Permeability in lime plaster in relation to durability of covered materials
Paper i proceeding, 2004
In restoration of old buildings, lime plasters are used for reasons of authenticity and for technical reasons as well. In many traditional constructions, there is wood behind the plasters or there is old lime mortar in the masonry. For the durability of both these underlying materials, it is important that the relative humidity, RH is not too high under a long time of exposure. This can lead to an accelerated degradation process of wood and leaching of lime in mortars. To prevent this, the plaster must have a proper permeability.
The permeability of a material determines its ability to transport gas and moisture. In lime plasters, permeability affects hardening, carbonation as well as durability of the underlying materials. In the present paper, eleven mixtures of lime mortar were studied. The binders used were lime slaked in four different ways, hydraulic lime and cement.
The following measurements were made to analyse the permeability and the pore structure of the samples. Gas permeability and draining curves give an indication of rate of carbonation. Vapour permeability shows the ability of plaster to transmit moisture at different RH. Thin sections were made for microscopically investigations of the samples.

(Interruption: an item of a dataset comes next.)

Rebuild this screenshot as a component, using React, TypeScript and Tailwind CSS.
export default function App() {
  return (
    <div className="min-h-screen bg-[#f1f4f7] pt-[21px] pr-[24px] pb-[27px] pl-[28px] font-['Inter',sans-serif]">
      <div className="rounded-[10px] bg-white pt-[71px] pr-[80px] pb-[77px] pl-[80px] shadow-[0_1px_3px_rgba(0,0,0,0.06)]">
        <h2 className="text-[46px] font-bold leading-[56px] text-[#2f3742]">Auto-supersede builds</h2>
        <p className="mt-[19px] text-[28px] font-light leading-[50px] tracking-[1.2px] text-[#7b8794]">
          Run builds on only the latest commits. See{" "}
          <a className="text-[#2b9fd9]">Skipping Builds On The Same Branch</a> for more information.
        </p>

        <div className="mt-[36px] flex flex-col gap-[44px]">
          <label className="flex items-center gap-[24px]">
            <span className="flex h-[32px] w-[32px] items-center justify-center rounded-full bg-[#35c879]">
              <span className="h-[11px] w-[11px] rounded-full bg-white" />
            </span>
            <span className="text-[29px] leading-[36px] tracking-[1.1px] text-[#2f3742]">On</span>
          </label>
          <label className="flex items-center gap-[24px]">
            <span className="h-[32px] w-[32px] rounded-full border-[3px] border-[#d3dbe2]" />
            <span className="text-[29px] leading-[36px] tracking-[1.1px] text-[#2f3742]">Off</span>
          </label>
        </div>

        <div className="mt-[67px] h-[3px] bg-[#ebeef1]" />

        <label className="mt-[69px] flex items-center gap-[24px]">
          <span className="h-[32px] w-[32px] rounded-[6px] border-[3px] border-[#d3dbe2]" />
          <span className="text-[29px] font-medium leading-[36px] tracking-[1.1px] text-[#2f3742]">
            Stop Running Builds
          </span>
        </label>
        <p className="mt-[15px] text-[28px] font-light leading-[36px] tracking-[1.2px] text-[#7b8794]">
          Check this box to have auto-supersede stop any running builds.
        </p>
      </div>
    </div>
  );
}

The investigations show that both the vapour permeability and gas permeability decreases with an increased amount of hydraulic binder in the lime plasters. Even small amounts of hydraulic binder have a significant effect.
By connecting these results with examples from reality, the picture becomes clearer. In the medieval town Visby in Sweden, there are several examples of both rotten wood and disintegrated lime mortars. It is constructions from 13th to 19th centuries and low permeable cementitious plasters have covered them all, during the middle of the 20th century.